Snarkin' on the DickIt turns out that it may not be Libby, Libby, Libby on the label, label, label after all. To be sure, Scooter's defense is taking its lumps in the trial, but the Vice Chickenhawk might become cannon fodder on the political battlefield too.
Remember that La Scoot isn't on trial for outing Valerie Plame, he's up for lying about what he told to whom and when. It appears as though Chief Gossip Richard Armitage blabbed the information first, but the administration's version of the kid's game "Telephone" ensures little can be definitely proved beyond the Plame "secret" becoming the worst protected secret in the world.
I've watched a few James Bond movies. Aren't these guys supposed to keep their traps shut about official secrets? Even George Lazenby managed that.

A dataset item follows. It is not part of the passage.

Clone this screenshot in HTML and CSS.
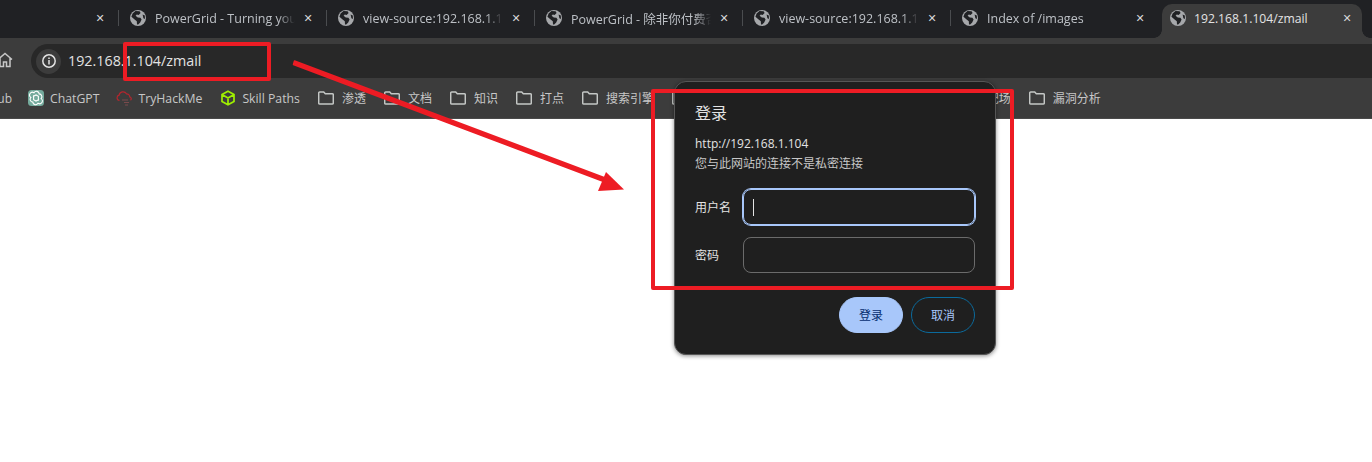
FILE: index.html
```html
<!DOCTYPE html>
<html lang="zh-CN">
<head>
    <meta charset="UTF-8">
    <title>192.168.1.104/zmail</title>
    <link rel="stylesheet" href="styles.css">
</head>
<body>
    <svg class="defs" width="0" height="0">
        <symbol id="globe" viewBox="0 0 16 16">
            <circle cx="8" cy="8" r="8" fill="#a6a8ab"/>
            <path d="M5.500 1 9.600 1.200 10.600 3 8.600 5 6.800 4.400 5.600 5.800 7.800 7.600 10.400 7.800 11.600 9.600 10.200 12.400 8.200 14.400 7 14.400 6.800 11.200 4.600 9.400 1.400 6.800 2.600 3.400Z" fill="#202124"/>
            <path d="M12.600 4.600 14.800 5.600 15 9 13.400 8.200Z" fill="#202124"/>
        </symbol>
        <symbol id="folder" viewBox="0 0 16 14">
            <path d="M1.700 1h4l1.600 1.800h7a1 1 0 0 1 1 1V12a1 1 0 0 1-1 1H1.700a1 1 0 0 1-1-1V2a1 1 0 0 1 1-1Z" fill="none" stroke="#c4c7c5" stroke-width="1.500"/>
        </symbol>
    </svg>

    <div class="tabstrip">
        <div class="tab first">
            <span class="close">✕</span>
        </div>
        <div class="tab">
            <svg class="favicon"><use href="#globe"/></svg>
            <span class="title">PowerGrid - Turning your ideas</span>
            <span class="close">✕</span>
        </div>
        <div class="tab">
            <svg class="favicon"><use href="#globe"/></svg>
            <span class="title">view-source:192.168.1.104</span>
            <span class="close">✕</span>
        </div>
        <div class="tab">
            <svg class="favicon"><use href="#globe"/></svg>
            <span class="title">PowerGrid - 除非你付费否则</span>
            <span class="close">✕</span>
        </div>
        <div class="tab">
            <svg class="favicon"><use href="#globe"/></svg>
            <span class="title">view-source:192.168.1.104</span>
            <span class="close">✕</span>
        </div>
        <div class="tab last">
            <svg class="favicon"><use href="#globe"/></svg>
            <span class="title">Index of /images</span>
            <span class="close">✕</span>
        </div>
        <div class="tab active">
            <svg class="favicon"><use href="#globe"/></svg>
            <span class="title">192.168.1.104/zmail</span>
            <span class="close">✕</span>
        </div>
    </div>

    <div class="toolbar">
        <svg class="home" width="16" height="16" viewBox="0 0 16 16">
            <path d="M1 7.500 8 1.500l7 6M3 6v8.500h3.500V10h3v4.500H13V6" fill="none" stroke="#c7c7c7" stroke-width="1.500"/>
        </svg>
        <div class="omnibox">
            <span class="site-info">
                <svg width="16" height="16" viewBox="0 0 16 16">
                    <circle cx="8" cy="8" r="6.200" fill="none" stroke="#e3e3e3" stroke-width="1.500"/>
                    <path d="M8 7v4.500M8 4.500v1.400" stroke="#e3e3e3" stroke-width="1.500"/>
                </svg>
            </span>
            <span class="url">192.168.1.104/zmail</span>
        </div>
    </div>

    <div class="bookmarks">
        <span class="mark cut">GitHub</span>
        <span class="mark site tight">
            <svg class="mark-icon" viewBox="0 0 16 16">
                <rect width="16" height="16" rx="3.500" fill="#74aa9c"/>
                <path d="M6 2.700a2.800 2.800 0 0 1 5.200 1.200 2.800 2.800 0 0 1 1.900 4.700 2.800 2.800 0 0 1-3.100 4.700 2.800 2.800 0 0 1-5.200-1.200 2.800 2.800 0 0 1-1.900-4.700A2.800 2.800 0 0 1 6 2.700ZM5.600 5.200v4.500l2.400 1.400 3-1.700M10.400 10.800V6.300L8 4.900 5 6.600" fill="none" stroke="#fff" stroke-width="1.100"/>
            </svg>
            ChatGPT
        </span>
        <span class="mark site">
            <svg class="mark-icon" viewBox="0 0 16 16">
                <path d="M3.500 10.500a2.700 2.700 0 0 1-.4-5.300 4 4 0 0 1 7.400-1.400 3 3 0 0 1 3.200 3 2 2 0 0 1 .8 3.500" fill="none" stroke="#b3262e" stroke-width="1.200"/>
                <path d="M6 10h6M8 12.500h5M9 15h3" stroke="#7a4a4c" stroke-width="1"/>
            </svg>
            TryHackMe
        </span>
        <span class="mark site">
            <svg class="mark-icon" viewBox="0 0 16 16">
                <path d="M8 1.200 14 4.600v6.800L8 14.800 2 11.400V4.600ZM2.400 4.800 8 8l5.600-3.200M8 8v6.500" fill="none" stroke="#9fef00" stroke-width="1.700"/>
            </svg>
            Skill Paths
        </span>
        <span class="mark"><svg class="folder"><use href="#folder"/></svg>渗透</span>
        <span class="mark"><svg class="folder"><use href="#folder"/></svg>文档</span>
        <span class="mark"><svg class="folder"><use href="#folder"/></svg>知识</span>
        <span class="mark"><svg class="folder"><use href="#folder"/></svg>打点</span>
        <span class="mark"><svg class="folder"><use href="#folder"/></svg>搜索引擎</span>
        <span class="mark"><svg class="folder"><use href="#folder"/></svg>工具</span>
        <span class="mark"><svg class="folder"><use href="#folder"/></svg>字典</span>
        <span class="mark"><svg class="folder"><use href="#folder"/></svg>CTF: 平台</span>
        <span class="mark"><svg class="folder"><use href="#folder"/></svg>靶机</span>
        <span class="mark"><svg class="folder"><use href="#folder"/></svg>靶场</span>
        <span class="mark"><svg class="folder"><use href="#folder"/></svg>漏洞分析</span>
    </div>

    <form class="dialog">
        <h1 class="dialog-title">登录</h1>
        <p class="origin">http://192.168.1.104</p>
        <p class="notice">您与此网站的连接不是私密连接</p>
        <div class="field">
            <label for="username">用户名</label>
            <div id="username" class="input focused"><i class="caret"></i></div>
        </div>
        <div class="field">
            <label for="password">密码</label>
            <div id="password" class="input"></div>
        </div>
        <div class="actions">
            <button type="button" class="btn primary">登录</button>
            <button type="button" class="btn">取消</button>
        </div>
    </form>

    <div class="box box-url"></div>
    <div class="box box-form"></div>
    <svg class="arrow" width="1372" height="462" viewBox="0 0 1372 462">
        <path d="M294.500 61 293.500 64.500 609 183.500 610.500 180Z" fill="#ed1c24" stroke="#ed1c24" stroke-width="1.500" stroke-linejoin="round"/>
        <path d="M606 172 624 189.500 598 191Z" fill="#ed1c24"/>
    </svg>
</body>
</html>
```

FILE: styles.css
```css
* {
    box-sizing: border-box;
}
body {
    margin: 0;
    height: 462px;
    overflow: hidden;
    background: #fff;
    font-family: "Open Sans", "Noto Sans CJK SC", sans-serif;
    color: #c7c7c7;
}
.defs {
    position: absolute;
}

/* tabs */
.tabstrip {
    display: flex;
    height: 38px;
    margin-left: -89px;
    background: #202124;
    overflow: hidden;
}
.tab {
    flex: 0 0 208px;
    min-width: 0;
    display: flex;
    align-items: center;
    padding: 0 0 2px 11px;
    height: 38px;
    font-size: 12.5px;
    position: relative;
}
.tab::after {
    content: "";
    position: absolute;
    right: 0;
    top: 10px;
    width: 1px;
    height: 16px;
    background: #4a4c4f;
}
.tab.last::after {
    display: none;
}
.tab.first {
    justify-content: flex-end;
}
.favicon {
    flex: none;
    width: 16px;
    height: 16px;
    margin-right: 9px;
}
.title {
    flex: 1;
    min-width: 0;
    white-space: nowrap;
    overflow: hidden;
    color: #bdc1c6;
    -webkit-mask-image: linear-gradient(to right, #000 88%, transparent 100%);
    mask-image: linear-gradient(to right, #000 88%, transparent 100%);
}
.close {
    flex: none;
    width: 26px;
    margin-right: 6px;
    font-size: 11px;
    text-align: center;
    color: #d5d6d7;
    font-family: "DejaVu Sans", sans-serif;
}
.tab.active {
    flex: 0 0 200px;
    height: 34px;
    margin: 4px 0 0 3px;
    padding: 0 0 6px 8px;
    font-size: 12.200px;
    background: #3c3c3c;
    border-radius: 10px 10px 0 0;
}
.tab.active .favicon {
    margin-right: 8px;
}
.tab.active .title {
    color: #e3e3e3;
    -webkit-mask-image: none;
    mask-image: none;
}
.tab.active .close {
    margin-right: 2px;
}
.tab.active::before,
.tab.active::after {
    content: "";
    position: absolute;
    top: auto;
    bottom: 0;
    width: 8px;
    height: 8px;
}
.tab.active::before {
    left: -8px;
    background: radial-gradient(circle at 0 0, transparent 7.500px, #3c3c3c 8px);
}
.tab.active::after {
    right: -8px;
    background: radial-gradient(circle at 100% 0, transparent 7.500px, #3c3c3c 8px);
}

/* toolbar */
.toolbar {
    display: flex;
    align-items: center;
    height: 40px;
    padding: 6px 0 0 31px;
    background: #3c3c3c;
    position: relative;
}
.home {
    position: absolute;
    left: -3px;
    top: 14px;
}
.omnibox {
    flex: 1;
    height: 34px;
    display: flex;
    align-items: center;
    padding-left: 5px;
    background: #282828;
    border-radius: 17px 0 0 17px;
}
.site-info {
    display: flex;
    align-items: center;
    justify-content: center;
    width: 25px;
    height: 25px;
    margin-right: 7px;
    border-radius: 50%;
    background: #3c3c3c;
}
.url {
    font-size: 14.300px;
    line-height: 20px;
    padding-bottom: 1px;
    color: #e3e3e3;
}

/* bookmarks */
.bookmarks {
    display: flex;
    align-items: center;
    gap: 18px;
    height: 41px;
    background: #3c3c3c;
    font-size: 12px;
    white-space: nowrap;
    overflow: hidden;
    border-bottom: 1px solid #4a4a4a;
}
.mark {
    display: flex;
    align-items: center;
    flex: none;
    color: #c7c7c7;
}
.mark.site {
    font-size: 12.250px;
}
.mark.cut {
    width: 12px;
    margin-right: -2px;
    justify-content: flex-end;
}
.mark.tight {
    margin-right: -1px;
}
.mark-icon {
    width: 16px;
    height: 16px;
    margin-right: 6px;
}
.folder {
    width: 16px;
    height: 14px;
    margin-right: 8px;
}

/* dialog */
.dialog {
    position: absolute;
    left: 674px;
    top: 81px;
    width: 322px;
    height: 274px;
    padding: 20px 20px 0;
    background: #1f1f1f;
    border: 1px solid #565656;
    border-radius: 12px;
    box-shadow: 0 1px 4px rgba(0, 0, 0, .45);
    color: #e3e3e3;
}
.dialog-title {
    margin: 0 0 10px;
    font-size: 16px;
    font-weight: 400;
    line-height: 22px;
}
.origin {
    margin: 0;
    font-size: 12px;
    line-height: 20px;
}
.notice {
    margin: 0 0 15px;
    font-size: 12px;
    line-height: 20px;
    color: #c7c7c7;
}
.field {
    display: flex;
    align-items: center;
    margin-bottom: 12px;
}
.field label {
    flex: 0 0 48px;
    font-size: 12px;
}
.input {
    width: 232px;
    height: 36px;
    border: 1px solid #6b6b6b;
    border-radius: 8px;
    display: flex;
    align-items: center;
    padding-left: 9px;
}
.input.focused {
    border-color: #a8c7fa;
    box-shadow: 0 0 0 1px #a8c7fa;
}
.caret {
    width: 1px;
    height: 17px;
    background: #e3e3e3;
}
.actions {
    display: flex;
    justify-content: flex-end;
    gap: 8px;
    margin-top: 24px;
}
.btn {
    width: 64px;
    height: 36px;
    border: 1px solid #0b6a9c;
    border-radius: 18px;
    background: transparent;
    color: #a8c7fa;
    font-family: inherit;
    font-size: 12px;
}
.btn.primary {
    background: #a8c7fa;
    border-color: #a8c7fa;
    color: #062e6f;
}

/* annotations drawn over the screenshot */
.box {
    position: absolute;
    border: 4px solid #ed1c24;
    border-radius: 2px;
}
.box-url {
    left: 123px;
    top: 42px;
    width: 148px;
    height: 39px;
}
.box-form {
    left: 651px;
    top: 89px;
    width: 363px;
    height: 201px;
}
.arrow {
    position: absolute;
    left: 0;
    top: 0;
    pointer-events: none;
}
```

Scooter's Dumb, Dumb Thing
The more testimony that comes out, the more it looks like Scooter did a dumb, dumb thing - he allowed himself to become the sacrificial lamb grazing on the White House lawn. Apparently, the Diminutive Deceiver couldn't believe that he'd be tossed over the side as so many others in Crawford East had been. For an administration renown for loyalty to its Crony Cabal, history shows they aren't hesitant to shove someone overboard with a lead life ring if it looks like they have become a liability that can't be ignored.
Think Dudley Doright screaming at Snidely Whiplash to, "do anything you want to the girl, just don't hurt me!"
Brownie got his pat on the back and "don't let the door hit you in the ass on the way out" rejection. Junior varsity Tammy Faye and Bush groupie Harriet Myers got the ax when the drums of doom got so loud that Shrub couldn't sleep inside his bubble. Although Rummy, the King of Kronies, held on long past his shelf date, Baba Bushie eventually gave him walking papers to stave off an open rebellion in the Pentagon and Congress.
With both the President and Vice President on the hot seat, how long will it be until the more cowardly of them turns on the other?
The Big Dick is a Tough Guy
The Big Dick is a tough guy. He has an impressive sneer and looks every inch the Penguin from Batman. Hell, he even shoots people before cocktails back at a campaign donor's house. But he has his cowardly moments. He dodged the Vietnam bullet with a lame excuse and an insemination creating one lesbian and one "normal" daughter. I expect that when they build the Cheney library the biggest draw will be the piss-stained pants he wore on the day he got his draft notice.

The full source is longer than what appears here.